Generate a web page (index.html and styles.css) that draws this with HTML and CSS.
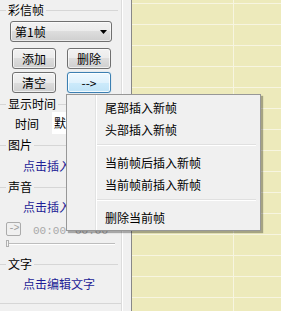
FILE: index.html
```html
<!DOCTYPE html>
<html lang="zh-CN">
<head>
<meta charset="utf-8">
<title>彩信帧</title>
<link rel="stylesheet" href="styles.css">
</head>
<body>
<div class="app">
  <div class="left">
    <div class="gtitle first"><span>彩信帧</span></div>
    <div class="select"><span>第1帧</span><svg class="arrow" width="7" height="4" viewBox="0 0 7 4"><polygon points="0,0 7,0 3.5,4" fill="#000"/></svg></div>
    <div class="btnrow"><button class="btn">添加</button><button class="btn">删除</button></div>
    <div class="btnrow r2"><button class="btn">清空</button><button class="btn focus">--&gt;</button></div>
    <div class="gtitle t2"><span>显示时间</span></div>
    <div class="timerow"><span class="tlabel">时间</span><div class="tinput">默认</div></div>
    <div class="gtitle t3"><span>图片</span></div>
    <div class="link l1">点击插入</div>
    <div class="gtitle t4"><span>声音</span></div>
    <div class="link l2">点击插入</div>
    <div class="playrow"><span class="play">-&gt;</span><span class="time">00:00</span><span class="time t-b">00:00</span></div>
    <div class="slider"><span class="thumb"></span><span class="track"></span></div>
    <div class="gtitle t5"><span>文字</span></div>
    <div class="link l3">点击编辑文字</div>
    <div class="bottomline"></div>
  </div>
  <div class="gap"></div>
  <div class="canvas"></div>
  <div class="menu">
    <div class="item">尾部插入新帧</div>
    <div class="item">头部插入新帧</div>
    <div class="msep"></div>
    <div class="item">当前帧后插入新帧</div>
    <div class="item">当前帧前插入新帧</div>
    <div class="msep"></div>
    <div class="item">删除当前帧</div>
  </div>
</div>
</body>
</html>
```

FILE: styles.css
```css
html, body {
  margin: 0;
  padding: 0;
  width: 281px;
  height: 311px;
  overflow: hidden;
  background: #f0f0f0;
}
.app {
  position: relative;
  display: flex;
  width: 281px;
  height: 311px;
  font-family: "Noto Sans CJK SC", "Noto Sans", sans-serif;
  font-size: 12px;
  color: #000;
}
.left {
  width: 121px;
  border-right: 1px solid #dcdcdc;
  background: #f0f0f0;
  display: flex;
  flex-direction: column;
  flex: none;
}
.gap {
  width: 8px;
  border-left: 1px solid #ffffff;
  background: #f0f0f0;
  flex: none;
}
.canvas {
  flex: 1;
  border-left: 1px solid #888888;
  background-color: #edeabb;
  background-image:
    linear-gradient(to right, transparent 101px, #f7f5e0 101px, #f7f5e0 102px, transparent 102px),
    linear-gradient(to bottom, #f7f5e0 1px, transparent 1px);
  background-size: 100% 100%, 100% 21px;
  background-position: 0 0, 0 3px;
  background-repeat: no-repeat, repeat;
}

/* group titles */
.gtitle {
  display: flex;
  align-items: center;
  height: 16px;
  line-height: 16px;
  margin-right: 3px;
}
.gtitle::before {
  content: "";
  width: 6px;
  height: 1px;
  background: #d6d6d6;
}
.gtitle::after {
  content: "";
  flex: 1;
  height: 1px;
  background: #d6d6d6;
}
.gtitle span { padding: 0 2px; }
.gtitle.first { margin-top: 2px; }
.gtitle.t2 { margin-top: 3px; }
.gtitle.t3 { margin-top: 3px; }
.gtitle.t4 { margin-top: 4px; }
.gtitle.t5 { margin-top: 9px; }

/* select */
.select {
  margin: 3px 0 0 10px;
  width: 102px;
  height: 21px;
  box-sizing: border-box;
  border: 1px solid #707070;
  border-radius: 3px;
  background: linear-gradient(#f2f2f2 0%, #ebebeb 50%, #dddddd 50%, #cfcfcf 100%);
  box-shadow: inset 0 0 0 1px rgba(255,255,255,0.6);
  display: flex;
  align-items: center;
  justify-content: space-between;
  padding: 0 4px 0 4px;
  line-height: 19px;
}

/* buttons */
.btnrow {
  display: flex;
  gap: 11px;
  margin: 6px 0 0 12px;
}
.btnrow.r2 { margin-top: 3px; }
.btn {
  width: 44px;
  height: 21px;
  box-sizing: border-box;
  padding: 0;
  border: 1px solid #707070;
  border-radius: 3px;
  background: linear-gradient(#f2f2f2 0%, #ebebeb 50%, #dddddd 50%, #cfcfcf 100%);
  box-shadow: inset 0 0 0 1px rgba(255,255,255,0.65);
  font-family: inherit;
  font-size: 12px;
  line-height: 19px;
  color: #000;
}
.btn.focus {
  border-color: #3c7fb1;
  background: linear-gradient(#eef8fe 0%, #e0f2fd 50%, #cdebfb 50%, #bfe3f7 100%);
  box-shadow: inset 0 0 0 1px rgba(255,255,255,0.8), 0 0 1px #7ab9e0;
}

/* time row */
.timerow {
  display: flex;
  align-items: center;
  height: 22px;
}
.tlabel { margin-left: 15px; width: 37px; }
.tinput {
  background: #ffffff;
  height: 22px;
  line-height: 22px;
  width: 60px;
  padding-left: 2px;
  box-sizing: border-box;
}

/* links */
.link {
  height: 18px;
  line-height: 18px;
  padding-left: 23px;
  color: #1e1e96;
  white-space: nowrap;
}
.link.l1 { margin-top: 4px; }
.link.l2 { margin-top: 3px; }
.link.l3 { margin-top: 3px; }

/* play row */
.playrow {
  display: flex;
  align-items: center;
  height: 14px;
  margin-top: 6px;
  white-space: nowrap;
}
.play {
  margin-left: 6px;
  width: 15px;
  height: 14px;
  box-sizing: border-box;
  border: 1px solid #ababab;
  border-radius: 2px;
  font-family: "Liberation Mono", monospace;
  font-size: 10px;
  line-height: 12px;
  text-align: center;
  color: #a0a0a0;
  letter-spacing: -1px;
}
.time {
  margin-left: 12px;
  padding-top: 3px;
  font-family: "Liberation Mono", monospace;
  font-size: 11px;
  color: #a8a8a8;
}
.time.t-b { margin-left: 9px; }

/* slider */
.slider {
  display: flex;
  align-items: center;
  height: 7px;
  margin-top: 4px;
}
.thumb {
  margin-left: 6px;
  width: 3px;
  height: 7px;
  box-sizing: border-box;
  border: 1px solid #b0b0b0;
  background: #f4f4f4;
}
.track {
  width: 106px;
  height: 2px;
  border-top: 1px solid #bdbdbd;
  border-bottom: 1px solid #ffffff;
  box-sizing: border-box;
}

.bottomline {
  margin-top: 10px;
  height: 1px;
  background: #d6d6d6;
}

/* context menu */
.menu {
  position: absolute;
  left: 66px;
  top: 94px;
  width: 195px;
  box-sizing: border-box;
  border: 1px solid #979797;
  padding: 2px 0 1px 0;
  background-color: #f0f0f0;
  background-image: linear-gradient(to right, transparent 28px, #e2e3e3 28px, #e2e3e3 29px, #ffffff 29px, #ffffff 30px, transparent 30px);
  box-shadow: 2px 2px 1px rgba(0,0,0,0.3);
}
.item {
  height: 22px;
  line-height: 21px;
  padding-left: 38px;
  white-space: nowrap;
}
.msep {
  height: 8px;
  position: relative;
}
.msep::after {
  content: "";
  display: block;
  margin: 3px 4px 0 30px;
  height: 1px;
  border-bottom: 1px solid #ffffff;
  background: #e0e0e0;
}
```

------------------------

--- Task ---
In the listing, find every line containing the word "styles" and list it.

--- Solution to the problem ---
Generate a web page (index.html and styles.css) that draws this with HTML and CSS.
<link rel="stylesheet" href="styles.css">
FILE: styles.css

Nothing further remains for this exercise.